Pero hoy le quiero hablar de un hecho singular que me ocurre desde hace algún tiempo, doctor. Es el siguiente: Desde que leí en un libro sobre los reflejos condicionados que los perros con los que experimentaba Paulov segregaban saliva cuando oían la campanilla que sustituía a la carne de sus experimentos, me ocurre a mí lo mismo, pero con mayor riqueza y complejidad. Yo no necesito carnes, ni campanillas para que, por un curioso reflejo condicionado, mis glándulas salivares empiecen a segregar saliva en cuanto oigo o leo la palabra "Pavlov".
Y esto que le estoy diciendo, doctor, no es una broma o una observación superficial. Es la realidad. Ahora mismo, mientras le escribo, sin que intervengan causas gástricas o digestivas, tengo la boca hecha un mar de lágrimas.
¿De dónde puede proceder esta exagerada sensibilidad a los reflejos condicionados? Yo soy incapaz de descifrar este misterio. Confío en que usted, con su formación y sus conocimientos, quizás averigüe las razones de este hecho tan singular.
Pienso, por ejemplo, que tal vez algún día podamos dirigir los reflejos condicionados pavlovianos no solo a la producción de saliva, sino también al aumento del chorro urinario.

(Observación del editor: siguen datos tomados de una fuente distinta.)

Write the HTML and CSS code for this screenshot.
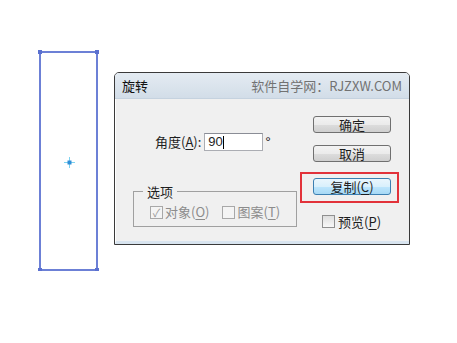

¿Se imagina, doctor, la felicidad que alcanzarían los millones de pobres enfermos que padecen incontinencia de orina si al oír la palabra "Pavlov" tuviesen que ir rápidamente a hacer pis en la primera esquina que tuviesen a mano?
Quizás, y me atrevo a que usted me acuse de aventurerismo científico, también se pueda alcanzar lo contrario: que al oír la palabra Pavlov se les corte a los enfermos de incontinencia de orina el gotear o chorrear de sus orines a lo largo de los pantalones.

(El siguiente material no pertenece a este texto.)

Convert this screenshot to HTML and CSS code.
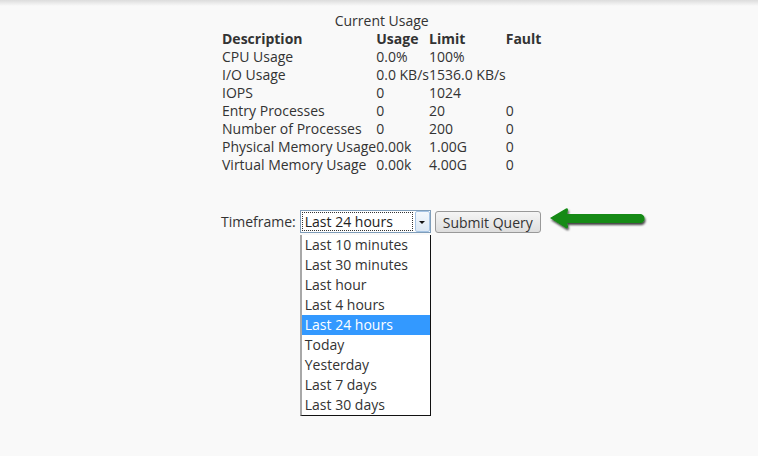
FILE: index.html
```html
<!DOCTYPE html>
<html>
<head>
<meta charset="utf-8">
<link rel="stylesheet" href="styles.css">
</head>
<body>
<div class="topshadow"></div>
<div class="content">
  <table class="usage">
    <caption>Current Usage</caption>
    <thead>
      <tr><th>Description</th><th>Usage</th><th>Limit</th><th>Fault</th></tr>
    </thead>
    <tbody>
      <tr><td>CPU Usage</td><td>0.0%</td><td>100%</td><td></td></tr>
      <tr><td>I/O Usage</td><td>0.0 KB/s</td><td>1536.0 KB/s</td><td></td></tr>
      <tr><td>IOPS</td><td>0</td><td>1024</td><td></td></tr>
      <tr><td>Entry Processes</td><td>0</td><td>20</td><td>0</td></tr>
      <tr><td>Number of Processes</td><td>0</td><td>200</td><td>0</td></tr>
      <tr><td>Physical Memory Usage</td><td>0.00k</td><td>1.00G</td><td>0</td></tr>
      <tr><td>Virtual Memory Usage</td><td>0.00k</td><td>4.00G</td><td>0</td></tr>
    </tbody>
  </table>

  <div class="form-row">
    <span class="label">Timeframe:</span>
    <div class="select">
      <div class="select-value"><span>Last 24 hours</span></div>
      <div class="select-btn"><span class="tri"></span></div>
      <ul class="dropdown">
        <li>Last 10 minutes</li>
        <li>Last 30 minutes</li>
        <li>Last hour</li>
        <li>Last 4 hours</li>
        <li class="selected">Last 24 hours</li>
        <li>Today</li>
        <li>Yesterday</li>
        <li>Last 7 days</li>
        <li>Last 30 days</li>
      </ul>
    </div>
    <button class="submit">Submit Query</button>
    <svg class="arrow" width="104" height="30" viewBox="0 0 104 30">
      <defs>
        <filter id="sh" x="-10%" y="-30%" width="130%" height="180%">
          <feGaussianBlur in="SourceAlpha" stdDeviation="1.2"/>
          <feOffset dx="1" dy="2" result="b"/>
          <feComponentTransfer><feFuncA type="linear" slope="0.75"/></feComponentTransfer>
          <feMerge><feMergeNode/><feMergeNode in="SourceGraphic"/></feMerge>
        </filter>
      </defs>
      <path filter="url(#sh)" d="M2 13 L18 3.5 Q20 2.5 20 5 L19 9 L92 9 A4.5 4.5 0 0 1 92 18 L19 18 L20 21.5 Q20 24 18 23 Z" fill="#138a13"/>
    </svg>
  </div>
</div>
</body>
</html>
```
FILE: styles.css
```css
html, body {
  margin: 0;
  padding: 0;
}
body {
  background: #f9f9f9;
  font-family: "Open Sans", "DejaVu Sans", sans-serif;
  font-size: 14px;
  color: #333;
  width: 758px;
  height: 456px;
  overflow: hidden;
}
.topshadow {
  height: 6px;
  background: linear-gradient(#dcdcdc, #f9f9f9);
}
.content {
  padding-left: 222px;
  padding-top: 6px;
}
.usage {
  border-collapse: collapse;
  border-spacing: 0;
}
.usage caption {
  line-height: 18px;
  text-align: center;
}
.usage th, .usage td {
  padding: 0;
  text-align: left;
  line-height: 18px;
  white-space: nowrap;
  vertical-align: top;
}
.usage th {
  font-weight: bold;
}
.form-row {
  display: flex;
  align-items: flex-start;
  margin-top: 36px;
  margin-left: -1px;
}
.label {
  line-height: 23px;
  margin-right: 4px;
}
.select {
  position: relative;
  width: 129px;
  height: 21px;
  border: 1px solid #7f9db9;
  background: #fff;
  display: flex;
}
.select-value {
  flex: 1;
  margin: 1px;
  border: 1px dotted #333;
  padding-left: 2px;
  line-height: 17px;
  color: #222;
}
.select-btn {
  width: 13px;
  margin: 0 0 0 1px;
  border: 1px solid #a6c4e4;
  border-radius: 2px;
  background: linear-gradient(#f4f8fc, #dce8f4);
  display: flex;
  align-items: center;
  justify-content: center;
}
.tri {
  width: 0;
  height: 0;
  border-left: 3px solid transparent;
  border-right: 3px solid transparent;
  border-top: 3px solid #111;
  margin-top: 2px;
}
.dropdown {
  position: absolute;
  left: -1px;
  top: 24px;
  width: 128px;
  margin: 0;
  padding: 0;
  list-style: none;
  background: #fff;
  border: 1px solid #111;
  border-left: 2px solid #a8a8a8;
  border-top: none;
}
.dropdown li {
  height: 20px;
  line-height: 20px;
  padding-left: 3px;
  color: #333;
}
.dropdown li.selected {
  background: #3399ff;
  color: #fff;
}
.submit {
  margin-left: 4px;
  margin-top: 1px;
  height: 22px;
  width: 106px;
  padding: 0;
  font-family: "Open Sans", "DejaVu Sans", sans-serif;
  font-size: 14px;
  color: #333;
  border: 1px solid #999;
  border-radius: 3px;
  background: linear-gradient(#f5f5f5, #dedede);
}
.arrow {
  margin-left: 7px;
  margin-top: -5px;
}
```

Todo esto, lo sé, pertenece a la ciencia médica ficción. Pero, como usted sabe, desde un error, si es sabiamente corregido, se puede llegar a la vía amplia de una verdad hasta entonces desconocida, bien sea verdad biológica, bien científica o bien hasta entonces inexcrutable. Lo importante es conseguir que los millones de desgraciados que cuidan de personas de la tercera edad se vean libres de la dura tarea de tener en brazos a los abuelos con las piernas abiertas y los pantalones caídos para que hagan los pises a sus horas y en su sitio y no se estén todo el día haciendo aguas por los pasillos, que las alfombras acaban por crear moho, y, por mucho que fregoteen las señoras y las asistentas, los pisos acaban con un olor a retrete público que a la larga puede ser peligroso para los niños de pecho que gatean de un lado para otro por la casa con grave riesgo para su salud, para la salud pública y para los subsiguientes gastos sanitarios del Estado.
Lo importante es conseguir que tantos millones de desgraciados que no mean a tiempo puedan hacerlo a su hora, como Dios manda, aunque sean los reflejos condicionados de un perro ateo quienes nos señalen el correcto camino de la curación.
Espero su respuesta, doctor. Y no me tome por loco.